Across the hill from the Jabari home, down a lane past a Palestinian villa and an Israeli military camp walled with barbed wire, sits the home of Awad Zalloum.

Zalloum, a dapper man in his forties, spent nine years in an Israeli jail. He returned from prison to find new neighbors – the Israeli military camp and a row of settlement houses just across the street. The houses are surrounded by razor-sharp fencing and garbage festers in the yard.

“We don’t have much trouble from this one,” he says, pointing to one of the settlement houses. “But that one over there,” he gestures, “is a real troublemaker. Sometimes he hits my children.”

Palestinians say Israeli officials stopped giving building permits with the establishment of Har Sina, the settlement just in the distance. Looking out from Zalloum’s roof, it is clear that the Palestinian homes slated for demolition are preventing Har Sina and Kiryat Arba from joining into one settlement bloc.
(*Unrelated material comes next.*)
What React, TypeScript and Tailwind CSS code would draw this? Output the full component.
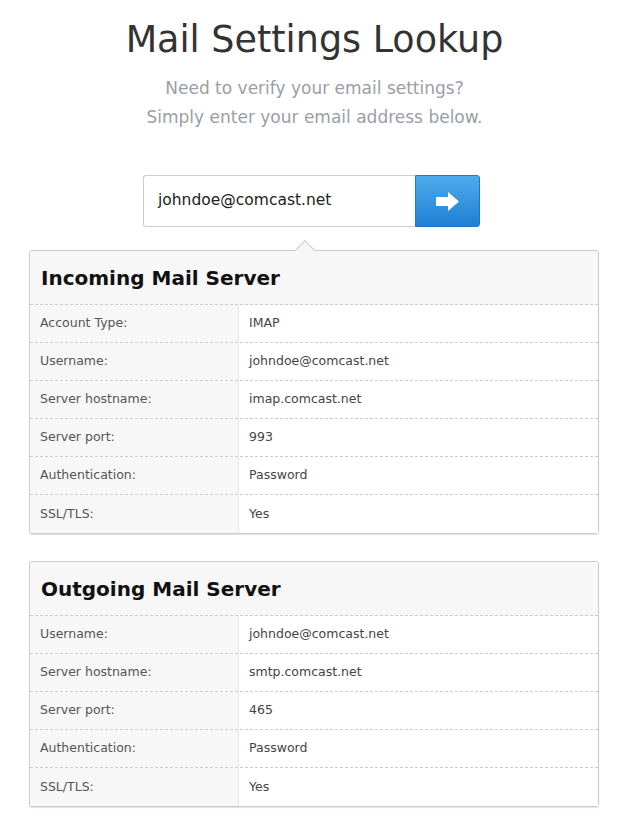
const incoming = [
  ['Account Type:', 'IMAP'],
  ['Username:', 'johndoe@comcast.net'],
  ['Server hostname:', 'imap.comcast.net'],
  ['Server port:', '993'],
  ['Authentication:', 'Password'],
  ['SSL/TLS:', 'Yes'],
]

const outgoing = [
  ['Username:', 'johndoe@comcast.net'],
  ['Server hostname:', 'smtp.comcast.net'],
  ['Server port:', '465'],
  ['Authentication:', 'Password'],
  ['SSL/TLS:', 'Yes'],
]

const ServerCard = ({ title, rows, caret = false }: { title: string; rows: string[][]; caret?: boolean }) => (
  <div className="relative ml-[29px] mr-[30px] rounded-[3px] border border-[#cccccc] shadow-[0_1px_1px_rgba(0,0,0,0.12)]">
    {caret && (
      <div className="absolute left-[268px] top-[-8px] h-[14px] w-[14px] rotate-45 border-l border-t border-[#cccccc] bg-[#f7f7f7]" />
    )}
    {/* Header */}
    <div className="relative flex h-[54px] items-center rounded-t-[3px] border-b border-dashed border-[#cccccc] bg-[#f7f7f7] px-[11px]">
      <h2 className="text-[20px] font-bold text-[#111]">{title}</h2>
    </div>
    {/* Rows */}
    {rows.map(([label, value], i) => (
      <div
        key={label}
        className={`flex h-[38px] text-[12.5px] ${i < rows.length - 1 ? 'border-b border-dashed border-[#cccccc]' : ''}`}
      >
        <div className={`flex w-[208px] items-center bg-[#f7f7f7] px-[10px] text-[#555] ${i === rows.length - 1 ? 'rounded-bl-[3px]' : ''}`}>
          {label}
        </div>
        <div className="flex flex-1 items-center border-l border-[#e5e5e5] bg-white px-[10px] text-[#444]">
          {value}
        </div>
      </div>
    ))}
  </div>
)

export default function App() {
  return (
    <div className="min-h-screen bg-white pb-8 font-['DejaVu_Sans',sans-serif]">
      <h1 className="pt-[18px] text-center text-[36.5px] leading-[44px] text-[#333]">Mail Settings Lookup</h1>
      <p className="mt-[12px] text-center text-[17px] leading-[29px] text-[#9a9ea6]">
        Need to verify your email settings?
        <br />
        Simply enter your email address below.
      </p>

      {/* Search */}
      <div className="mt-[43px] flex justify-center">
        <div className="ml-[-6px] flex h-[52px]">
          <div className="flex w-[272px] items-center rounded-l-[3px] border border-r-0 border-[#cccccc] bg-white px-[14px] text-[15.5px] text-[#222]">
            johndoe@comcast.net
          </div>
          <button
            type="button"
            className="flex w-[65px] items-center justify-center rounded-r-[3px] border border-[#2277c4] bg-gradient-to-b from-[#4dabec] to-[#1e80d3]"
          >
            <svg width="23" height="19" viewBox="0 0 23 19">
              <path d="M0 5 H12 V0 L23 9.5 L12 19 V14 H0 Z" fill="#ffffff" />
            </svg>
          </button>
        </div>
      </div>

      <div className="mt-[23px] flex flex-col gap-[27px]">
        <ServerCard title="Incoming Mail Server" rows={incoming} caret />
        <ServerCard title="Outgoing Mail Server" rows={outgoing} />
      </div>
    </div>
  )
}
“Israel is saying [to Palestinians], we are going to keep building settlements and demolishing houses and building roads until you see your country fritter away,” says Halper. “Right now, [Israeli Prime Minister Ariel] Sharon is offering Palestinians 52 percent of the West Bank, forget Jerusalem. Next year it will only be 42 percent of the West Bank, the year after that it will be 32 percent, until Palestinians have nothing left.”

While Zalloum’s house is not scheduled for demolition, he is sure that more houses will be leveled to the ground. “On the day of the demolition,” says Zalloum, “I was coming home from work and I saw the building inspector. I asked him if there were other houses on the list and he told me that, yes, there were.”

“See,” Zalloum points to the hillside, “the bulldozer is still here. They could start again any day.”